TASK PROMPT.
Tally up the lines where the string "TypeScript" appears; reply with the number only.

ROWS.
++++++++

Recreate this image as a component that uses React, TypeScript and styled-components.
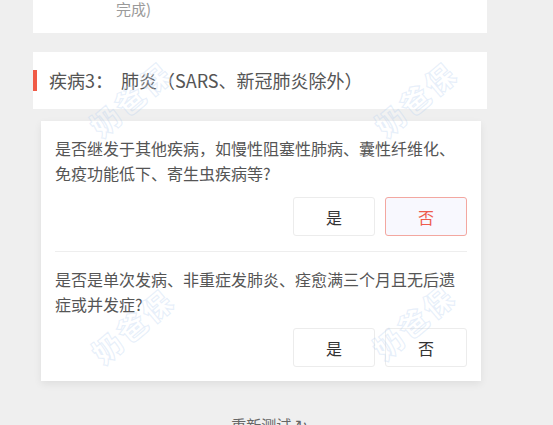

++++++++

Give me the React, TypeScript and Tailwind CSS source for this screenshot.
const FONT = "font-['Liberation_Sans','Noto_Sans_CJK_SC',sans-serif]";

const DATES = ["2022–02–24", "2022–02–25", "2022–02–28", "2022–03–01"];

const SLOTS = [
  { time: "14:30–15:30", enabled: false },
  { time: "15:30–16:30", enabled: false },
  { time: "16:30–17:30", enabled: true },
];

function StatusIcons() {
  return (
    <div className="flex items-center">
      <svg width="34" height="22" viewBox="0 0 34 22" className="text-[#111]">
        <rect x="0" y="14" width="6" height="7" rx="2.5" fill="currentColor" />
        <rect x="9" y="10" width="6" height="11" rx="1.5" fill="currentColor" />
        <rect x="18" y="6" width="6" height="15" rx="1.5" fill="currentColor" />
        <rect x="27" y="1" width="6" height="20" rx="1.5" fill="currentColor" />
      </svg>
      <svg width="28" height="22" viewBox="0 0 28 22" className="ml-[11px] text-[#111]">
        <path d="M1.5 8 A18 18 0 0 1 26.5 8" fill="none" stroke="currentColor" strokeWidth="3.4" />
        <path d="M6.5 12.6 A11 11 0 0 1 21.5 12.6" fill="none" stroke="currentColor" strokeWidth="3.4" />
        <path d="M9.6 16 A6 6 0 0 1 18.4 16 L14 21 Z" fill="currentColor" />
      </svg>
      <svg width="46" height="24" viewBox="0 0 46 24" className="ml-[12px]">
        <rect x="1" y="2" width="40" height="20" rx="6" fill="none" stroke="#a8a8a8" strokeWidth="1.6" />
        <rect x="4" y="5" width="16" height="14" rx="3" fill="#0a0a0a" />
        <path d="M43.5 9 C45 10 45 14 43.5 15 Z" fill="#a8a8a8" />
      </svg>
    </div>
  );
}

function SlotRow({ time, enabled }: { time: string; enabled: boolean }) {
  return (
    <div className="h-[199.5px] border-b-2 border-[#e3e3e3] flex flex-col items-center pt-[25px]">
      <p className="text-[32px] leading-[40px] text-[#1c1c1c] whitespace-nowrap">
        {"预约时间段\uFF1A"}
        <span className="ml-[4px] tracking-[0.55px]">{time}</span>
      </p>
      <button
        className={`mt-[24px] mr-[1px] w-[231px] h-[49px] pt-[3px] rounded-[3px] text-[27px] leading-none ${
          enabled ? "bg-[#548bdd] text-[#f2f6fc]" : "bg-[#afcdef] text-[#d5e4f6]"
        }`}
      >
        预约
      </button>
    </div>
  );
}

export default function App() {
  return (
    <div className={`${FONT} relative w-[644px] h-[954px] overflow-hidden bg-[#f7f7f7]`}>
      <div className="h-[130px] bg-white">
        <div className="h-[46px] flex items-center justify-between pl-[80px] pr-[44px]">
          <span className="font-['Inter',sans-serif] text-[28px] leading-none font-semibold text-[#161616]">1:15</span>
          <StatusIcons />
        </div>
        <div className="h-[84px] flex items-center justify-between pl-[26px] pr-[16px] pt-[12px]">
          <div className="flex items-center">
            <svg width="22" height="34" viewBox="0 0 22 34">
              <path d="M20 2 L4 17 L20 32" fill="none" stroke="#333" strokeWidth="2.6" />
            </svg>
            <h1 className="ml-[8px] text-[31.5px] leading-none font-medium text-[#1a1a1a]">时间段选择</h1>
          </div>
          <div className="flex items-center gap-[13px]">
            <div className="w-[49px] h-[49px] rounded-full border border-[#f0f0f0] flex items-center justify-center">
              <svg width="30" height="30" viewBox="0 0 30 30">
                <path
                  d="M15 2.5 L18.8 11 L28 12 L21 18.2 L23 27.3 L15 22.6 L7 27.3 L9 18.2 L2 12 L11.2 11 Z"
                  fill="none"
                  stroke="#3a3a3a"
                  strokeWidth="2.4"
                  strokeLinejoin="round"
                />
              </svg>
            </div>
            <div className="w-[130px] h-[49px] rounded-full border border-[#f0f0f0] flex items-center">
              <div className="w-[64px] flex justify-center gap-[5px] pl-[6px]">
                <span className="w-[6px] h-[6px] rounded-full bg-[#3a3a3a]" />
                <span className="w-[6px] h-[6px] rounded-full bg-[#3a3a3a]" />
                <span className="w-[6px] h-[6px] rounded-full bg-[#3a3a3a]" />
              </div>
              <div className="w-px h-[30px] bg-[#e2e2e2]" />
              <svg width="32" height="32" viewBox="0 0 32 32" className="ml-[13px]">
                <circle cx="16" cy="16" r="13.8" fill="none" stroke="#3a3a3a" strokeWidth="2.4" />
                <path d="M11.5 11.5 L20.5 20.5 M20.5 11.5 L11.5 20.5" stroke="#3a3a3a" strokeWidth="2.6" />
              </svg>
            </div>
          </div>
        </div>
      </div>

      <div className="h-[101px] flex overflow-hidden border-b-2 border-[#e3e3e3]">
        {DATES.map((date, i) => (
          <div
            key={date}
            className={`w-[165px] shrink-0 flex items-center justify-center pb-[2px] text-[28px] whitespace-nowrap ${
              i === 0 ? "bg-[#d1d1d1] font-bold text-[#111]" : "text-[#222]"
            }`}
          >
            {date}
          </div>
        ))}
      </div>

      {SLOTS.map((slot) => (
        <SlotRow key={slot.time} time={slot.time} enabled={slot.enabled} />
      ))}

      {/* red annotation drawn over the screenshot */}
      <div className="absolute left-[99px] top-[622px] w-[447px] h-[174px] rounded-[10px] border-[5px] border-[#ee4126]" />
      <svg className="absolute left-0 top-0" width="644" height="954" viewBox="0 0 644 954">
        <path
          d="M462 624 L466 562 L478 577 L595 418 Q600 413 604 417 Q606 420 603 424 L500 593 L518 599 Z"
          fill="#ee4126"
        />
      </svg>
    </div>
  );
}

++++++++

FULL ANSWER.
2